Happy Midsummer The Summer Solstice

  "Welcome to the longest day of the year! A day to worship the the sun and be grateful for its light. Celebrate the magic of love and light today as the sun will linger and dance upon the skyline and fill us with warmth. Let it kiss you on your face until you fall asleep under the moon."  
                                      - The Slavic Witch

  Summer Solstice marks the longest day of the year, the bursting forth of growth and abundance and creativity, and the peak of summer Fire energies. In our modern world, this day also marks the astronomical and “official” first day of Summer. The word solstice comes to us from the Latin for “sun standing still”: sol meaning sun and sistere meaning to stand still. At Solstice, the Sun appears to rise in the same place on the horizon for several days, hence the name.
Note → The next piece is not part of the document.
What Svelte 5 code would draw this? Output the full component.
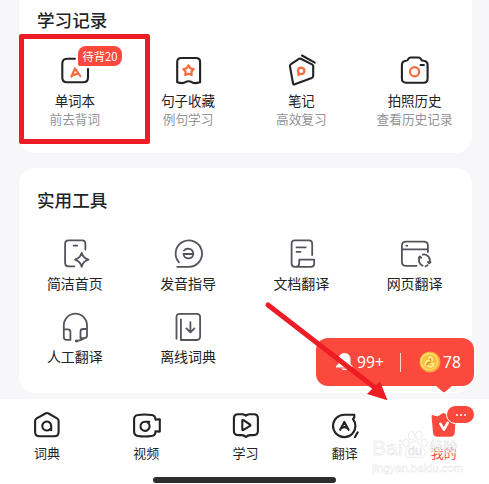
<script>
  const records = [
    { icon: 'word', name: '单词本', hint: '前去背词', badge: '待背20' },
    { icon: 'star', name: '句子收藏', hint: '例句学习' },
    { icon: 'note', name: '笔记', hint: '高效复习' },
    { icon: 'camera', name: '拍照历史', hint: '查看历史记录' }
  ];
  const tools = [
    { icon: 'phone', name: '简洁首页' },
    { icon: 'speak', name: '发音指导' },
    { icon: 'doc', name: '文档翻译' },
    { icon: 'web', name: '网页翻译' },
    { icon: 'headset', name: '人工翻译' },
    { icon: 'offline', name: '离线词典' }
  ];
  const tabs = [
    { icon: 'home', name: '词典' },
    { icon: 'video', name: '视频' },
    { icon: 'study', name: '学习' },
    { icon: 'translate', name: '翻译' },
    { icon: 'mine', name: '我的', active: true }
  ];
</script>

{#snippet glyph(name)}
  <svg class="icon" viewBox="0 0 32 32" width="32" height="32">
    {#if name === 'word'}
      <path d="M14.9 4.7H7Q2.3 4.7 2.3 9.5V23.5Q2.3 28.3 7 28.3H23.3Q28 28.3 28 23.5V15" />
      <path class="accent" d="M11.4 22.6L15 14.4L20.2 22M12.4 21.5L18.3 19.4" />
    {:else if name === 'star'}
      <path d="M4.2 8Q4.2 4 8.2 4H23.1Q27.1 4 27.1 8V28.3Q21 30 19 28.2Q15.6 26.4 12.3 28.2Q10 30 4.2 28.3Z" />
      <path class="accent" d="M15.5 11.3L17.3 14.3L20.6 15L18.4 17.7L18.7 21.1L15.5 19.8L12.3 21.1L12.6 17.7L10.4 15L13.7 14.3Z" />
    {:else if name === 'note'}
      <path d="M13.3 4.7L5 10.2Q3.7 11 4 12.6L7 29.3Q7.3 30.8 8.8 30.2L25.7 24Q27.2 23.4 27.2 21.8V12.3Q27.2 11 26 10.4L14.8 4.7Q14 4.3 13.3 4.7ZM16 1.5L28.8 8.6" />
      <path class="accent" d="M12.6 21.2L12 16.6Q12.3 13.8 15 13.7Q18.4 14 18.4 17Q18.1 20.1 15.2 20.2Q13.3 20 12.3 18.8" />
    {:else if name === 'camera'}
      <path d="M7.2 6.7Q8.6 6.7 9.6 4.6Q10.2 3.5 11.5 3.5H19.7Q21 3.5 21.7 4.8Q22.5 6.7 24.4 6.7Q28.6 6.9 28.6 11V24.4Q28.6 28.7 24.4 28.7H7.2Q2.9 28.7 2.9 24.4V11Q2.9 6.9 7.2 6.7ZM21.6 11H24.9" />
      <circle class="accent" cx="15.6" cy="17.7" r="4.6" />
    {:else if name === 'phone'}
      <path d="M14.4 28.3H8.5Q5.1 28.3 5.1 25V5.7Q5.1 2.3 8.5 2.3H22Q25.4 2.3 25.4 5.7V11.5M13.6 7.6H17.3" />
      <path d="M21.7 14.8Q23 20 28.5 21.7Q23 23.3 21.7 28.8Q20.2 23.3 15 21.7Q20.2 20 21.7 14.8Z" />
    {:else if name === 'speak'}
      <path d="M5.9 24.3A13.2 13.2 0 1 1 15.7 28.8H4.2" />
      <path d="M11 12.5C13 9.8 20.2 10 20.3 16C20.3 21.8 10.6 21.8 10.6 16H20" />
    {:else if name === 'doc'}
      <path d="M12 28.8H9Q5.6 28.8 5.6 25.5V5.8Q5.6 2.3 9 2.3H22.8Q26.2 2.3 26.2 5.8V17M13.2 21.7H28.2V25.5Q28.2 28.8 25 28.8H9.7Q13.2 28.5 13.2 25.5ZM10.5 9.3H19.8M10.5 13.8H14.5" />
    {:else if name === 'web'}
      <path d="M17.6 27.8H7Q2.9 27.8 2.9 24V7.5Q2.9 3.7 7 3.7H24.8Q28.9 3.7 28.9 7.5V14M3 11.3H28.8M7.3 7.7H8.2" />
      <path d="M23.6 27.6A6 6 0 0 1 21 18.6M23.7 16.6A6 6 0 0 1 30.2 25.2M28.6 27.2Q27.700 28 26.5 28.3M19.8 19.6L21 18.4L22.2 19.8M29 23.9L30.2 25.3L31.5 24" />
    {:else if name === 'headset'}
      <path d="M3.8 26V14.3A11.6 11.6 0 0 1 27 14.3V24.5Q27 27.2 24 27.2H20.5V20.5Q20.5 18 23.2 18H27M3.8 18.3H7.8Q10.4 18.3 10.4 20.8V28.8H6.6Q3.8 28.8 3.8 26M24 27.6Q21 29.8 16.5 30" />
      <circle class="dot" cx="16.4" cy="30" r="1.6" />
    {:else if name === 'offline'}
      <path d="M3.5 27.8V6Q3.5 2.8 6.8 2.8H23.8Q27.1 2.8 27.1 6V25.8Q27.1 29 23.8 29H7.9V8.5M17.4 11.2V21M13.4 17.4L17.4 21.4L21.4 17.4" />
    {:else if name === 'home'}
      <path d="M14.4 3.5Q16 2.6 17.6 3.5L26 8.3Q27.6 9.3 27.6 11V22Q27.6 26.3 23.3 26.3H8.5Q4.1 26.3 4.1 22V11Q4.1 9.3 5.7 8.3Z" />
      <path d="M20.2 20.2L18.9 19.2A4.5 4.5 0 1 1 20.2 16V20.2" />
    {:else if name === 'video'}
      <path d="M8 5Q14.5 4 21.5 5Q25.500 5.500 25.5 9.6L29.8 9.2V21.6L25.5 21.2Q25.5 25.6 21.5 26Q14.5 27 8 26Q4.1 25.4 4.1 21.5V9.5Q4.1 5.4 8 5Z" />
      <path d="M15 11.7H19.3L18 12.8A4.6 4.6 0 1 1 15 11.7" />
    {:else if name === 'study'}
      <path d="M8 4.2H12.6Q14.5 4.4 15.900 5.700Q17.300 4.400 19.200 4.200H23.8Q27.9 4.2 27.9 8.3V21Q27.9 25.100 23.8 25.100H20Q17.600 25.200 15.9 27Q14.2 25.200 11.800 25.100H8Q3.9 25.100 3.9 21V8.3Q3.900 4.200 8 4.200Z" />
      <path d="M12.3 10.7V19.3Q12.4 20.5 13.5 19.9L20 15.9Q21 15.2 20 14.5L13.5 10.2Q12.4 9.6 12.3 10.7Z" />
    {:else if name === 'translate'}
      <path d="M15.2 4.7H25.3V7.5L24 9Q26.4 12 26.4 16A11.2 11.2 0 1 1 15.2 4.7M28.7 22.3L26 27" />
      <path d="M11.200 19.800L15.3 11.900L19.600 19.800M12.8 17.900Q15.4 16.4 18 17.8" />
    {:else if name === 'mine'}
      <path class="solid" d="M3.6 6.7Q3.2 4.5 5.4 5.2L9.6 6.5L14.2 3.6Q16 2.4 17.6 4L20 6.7H27.6L26.8 22.6Q26.4 26.8 22.2 26.8H9.7Q5.4 26.8 5 22.5Z" />
      <path class="white" d="M12.4 13.8L15.9 19.6L19.7 12.8" />
    {/if}
  </svg>
{/snippet}

<div class="screen">
  <main>
    <section class="card records">
      <h2>学习记录</h2>
      <div class="grid">
        {#each records as item}
          <div class="item">
            {@render glyph(item.icon)}
            {#if item.badge}<span class="badge">{item.badge}</span>{/if}
            <span class="name">{item.name}</span>
            <span class="hint">{item.hint}</span>
          </div>
        {/each}
      </div>
      <div class="frame"></div>
    </section>

    <section class="card tools">
      <h2>实用工具</h2>
      <div class="grid">
        {#each tools as item}
          <div class="item">
            {@render glyph(item.icon)}
            <span class="name">{item.name}</span>
          </div>
        {/each}
      </div>
    </section>
  </main>

  <nav>
    <div class="tabs">
      {#each tabs as tab}
        <div class="tab" class:active={tab.active}>
          {@render glyph(tab.icon)}
          {#if tab.active}<span class="more"><i></i><i></i><i></i></span>{/if}
          <span>{tab.name}</span>
        </div>
      {/each}
    </div>
    <div class="handle"></div>
  </nav>

  <div class="bubble">
    <svg class="bell" viewBox="0 0 18 18" width="18" height="18">
      <path d="M9.500 0C5.500 0 3.500 3 3.500 6.500V11L1 13V14.500H17.500V13L15.500 11V6.500C15.500 3 13.500 0 9.500 0ZM6 15.500Q9.500 19 13 15.500Z" fill="#fff" />
    </svg>
    <span class="count">99+</span>
    <span class="rule"></span>
    <svg class="coin" viewBox="0 0 22 22" width="22" height="22">
      <circle cx="11" cy="11" r="10.5" fill="#f3a83a" />
      <circle cx="10.3" cy="10.6" r="9.2" fill="#ffdc62" />
      <circle cx="10.6" cy="10.8" r="7.4" fill="#f9bd40" />
      <path d="M6.5 14.5Q6 10.5 9.8 9.5M10 6.5Q14 5.5 13 9.5M12.5 12.5Q15.5 12 14 15Q11 17 9 14.5" fill="none" stroke="#ffe98c" stroke-width="2" stroke-linecap="round" />
      <path d="M7.8 14.3Q8 11.5 11 11.2M11.3 8.2L12 9.2" fill="none" stroke="#d98425" stroke-width="1.1" stroke-linecap="round" />
    </svg>
    <span class="count">78</span>
    <svg class="tail" viewBox="0 0 18 8" width="18" height="8"><path d="M0 0H18L10.5 6.6Q9 8 7.5 6.6Z" fill="#fc493d" /></svg>
  </div>

  <svg class="pointer" viewBox="0 0 130 106" width="130" height="106">
    <path d="M4 6L110 88" stroke="#ee1c24" stroke-width="5" stroke-linecap="round" />
    <path d="M123.500 101.200L103 95L108.500 89.500L112.500 86L116 82.500Z" fill="#ee1c24" />
  </svg>

  <div class="watermark">
    <div class="brand">
      <span>Bai</span>
      <svg viewBox="0 0 26 29" width="26" height="29">
        <ellipse cx="3.800" cy="13" rx="2.900" ry="3.800" />
        <ellipse cx="9.500" cy="5.500" rx="3" ry="4.200" />
        <ellipse cx="16.800" cy="5.500" rx="3" ry="4.200" />
        <ellipse cx="22.200" cy="12.500" rx="2.900" ry="3.800" />
        <path d="M13 11C8.500 11 8.500 15.500 5 18.500C1 22 3.500 28 8.500 27.500Q13 26.500 17.500 27.500C23 28 25 22 21 18.500C17.500 15.500 17.500 11 13 11Z" />
        <text x="13" y="25" text-anchor="middle">du</text>
      </svg>
      <span class="cn">经验</span>
    </div>
    <div class="site">jingyan.baidu.com</div>
  </div>
</div>

<style>
  :global(body) { margin: 0; }
  .screen {
    position: relative;
    display: flex;
    flex-direction: column;
    width: 489px;
    height: 484px;
    overflow: hidden;
    background: #f7f7fa;
    color: #222326;
    font-family: "Noto Sans CJK SC", "Noto Sans", sans-serif;
  }
  main {
    display: flex;
    flex-direction: column;
    gap: 15px;
    height: 399px;
    padding: 0 17px 0 19px;
    box-sizing: border-box;
  }
  .card {
    position: relative;
    box-sizing: border-box;
    background: #fff;
    border-radius: 16px;
  }
  .records { height: 153px; padding-top: 7px; border-radius: 0 0 16px 16px; }
  .tools { height: 225px; padding-top: 19px; }
  h2 {
    margin: 0 0 0 18px;
    height: 26px;
    font-size: 17.6px;
    line-height: 26px;
    font-weight: 500;
  }
  .grid { display: grid; grid-template-columns: repeat(4, 1fr); }
  .records .grid { padding-top: 21px; }
  .tools .grid { padding-top: 25px; row-gap: 17px; }
  .item {
    position: relative;
    display: flex;
    flex-direction: column;
    align-items: center;
    white-space: nowrap;
  }
  .icon {
    display: block;
    overflow: visible;
    fill: none;
    stroke: #222326;
    stroke-width: 2.1;
    stroke-linecap: round;
    stroke-linejoin: round;
  }
  .tools .icon { stroke: #53545c; stroke-width: 1.8; }
  .icon .accent { stroke: #f76b3c; stroke-width: 2.2; }
  .icon .dot { fill: #53545c; stroke: none; }
  .icon .solid { fill: #fc493d; stroke: none; }
  .icon .white { stroke: #fff; stroke-width: 2.6; }
  .name { margin-right: 1.5px; font-size: 13.5px; line-height: 20px; }
  .records .name { margin-top: 4px; }
  .tools .name { margin-top: 3px; font-size: 14px; }
  .tools .item { height: 56px; }
  .hint { margin-right: 1.5px; font-size: 12.7px; line-height: 18px; color: #929399; }
  .badge {
    position: absolute;
    left: 59px;
    top: -8px;
    width: 44px;
    height: 20px;
    border-radius: 8px 8px 8px 2px;
    background: #fc493d;
    color: #fff;
    font-size: 11.3px;
    line-height: 20px;
    text-align: center;
  }
  .frame {
    position: absolute;
    left: 0;
    top: 34px;
    width: 131px;
    height: 110px;
    box-sizing: border-box;
    border: 5px solid #ee1c24;
    border-radius: 2px;
  }
  nav {
    display: flex;
    flex-direction: column;
    align-items: center;
    height: 85px;
    background: #fff;
  }
  .tabs {
    display: grid;
    grid-template-columns: repeat(5, 99.2px);
    height: 78px;
    margin-left: 2px;
  }
  .tab {
    position: relative;
    display: flex;
    flex-direction: column;
    align-items: center;
    padding-top: 11px;
    font-size: 13px;
    line-height: 20px;
  }
  .tab > span:last-child { margin-top: 1px; }
  .active { color: #fc493d; }
  .more {
    position: absolute;
    left: 52px;
    top: 6px;
    display: flex;
    align-items: center;
    justify-content: center;
    gap: 2px;
    width: 29px;
    height: 19px;
    box-sizing: border-box;
    border: 1px solid #fff;
    border-radius: 10px;
    background: #fc493d;
  }
  .more i { width: 2px; height: 2px; border-radius: 1px; background: #fff; }
  .handle { width: 183px; height: 6px; border-radius: 3px; background: #2e2e2e; }
  .bubble {
    position: absolute;
    left: 316px;
    top: 338px;
    display: flex;
    align-items: center;
    width: 158px;
    height: 48px;
    box-sizing: border-box;
    padding-left: 19px;
    border-radius: 12px;
    background: #fc493d;
    color: #fff;
    font: 15.7px "Noto Sans", sans-serif;
  }
  .count { margin-left: 4px; }
  .coin + .count { margin-left: 2px; }
  .rule { width: 1px; height: 19px; margin: 0 18px 0 16px; background: #ffd5d1; }
  .tail { position: absolute; left: 119px; top: 47px; }
  .pointer { position: absolute; left: 264px; top: 299px; fill: none; }
  .watermark {
    position: absolute;
    left: 372px;
    top: 429px;
    color: rgb(255 255 255 / 0.75);
    font-family: "Liberation Sans", sans-serif;
    -webkit-text-stroke: 0.5px #e2e2e5;
  }
  .brand { display: flex; align-items: flex-end; height: 30px; font-size: 21px; line-height: 23px; }
  .brand svg { fill: rgb(255 255 255 / 0.6); stroke: #e2e2e5; stroke-width: 0.7; }
  .brand text { font-size: 12.5px; }
  .brand .cn { margin-left: 1px; font: 14px/26px "Noto Sans CJK SC", sans-serif; }
  .site {
    margin-top: 2px;
    font-size: 11.5px;
    line-height: 14px;
    letter-spacing: -0.1px;
    -webkit-text-stroke: 0.4px #e6e6e9;
  }
</style>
  From this point, the Sun’s energies begin to wane, the days get slightly shorter and we know that the first harvests of Autumn are coming as we move along the spiral in our own evolution in the cycle of our life’s journey with the Sun. But that solar energy is still manifesting quite strongly on Earth. The land is lush, food is abundant, and Sun blesses us with light and warmth.

  Midsummer which also also refers to the Summer Solstice as the halfway point of Summer as some Pagan communities believe Summer starts on Beltane (May 1) and ends on Lughassahd (Aug 1). It was believed that on Midsummer, the fairies and witches held their own festival and therefore was a prime time for supernatural happenings such as an elf sighting. Similar to Samhain the realms between the worlds of fae and mortals were said to be thin. Shakespeare’s famous “A Mid-Summer Night’s Dream” alludes to the strange magic of this day that sometimes seems outside of normal time.

  However, though considered a celebratory time with dancing and feasting, it was also filled with magic and a concern about possible evil spirits. According to tradition, evil spirits could arrive on Summer Solstice as everyone was celebrating, so it was important to wear flower and herb garlands or amulets for protection. The main festivities included an all-night bonfire, also meant for protection, which everyone in the community would contribute to. Then the ashes were said to be used on one’s garden to help with the harvest.

  As for a Litha or Midsummer altar, use citrus or gold candles and add shapes that connect to the Sun such as pinwheels or crosses. And of course, flowers to ward off evil spirits or anoint with the citrus ritual oil for extra magic.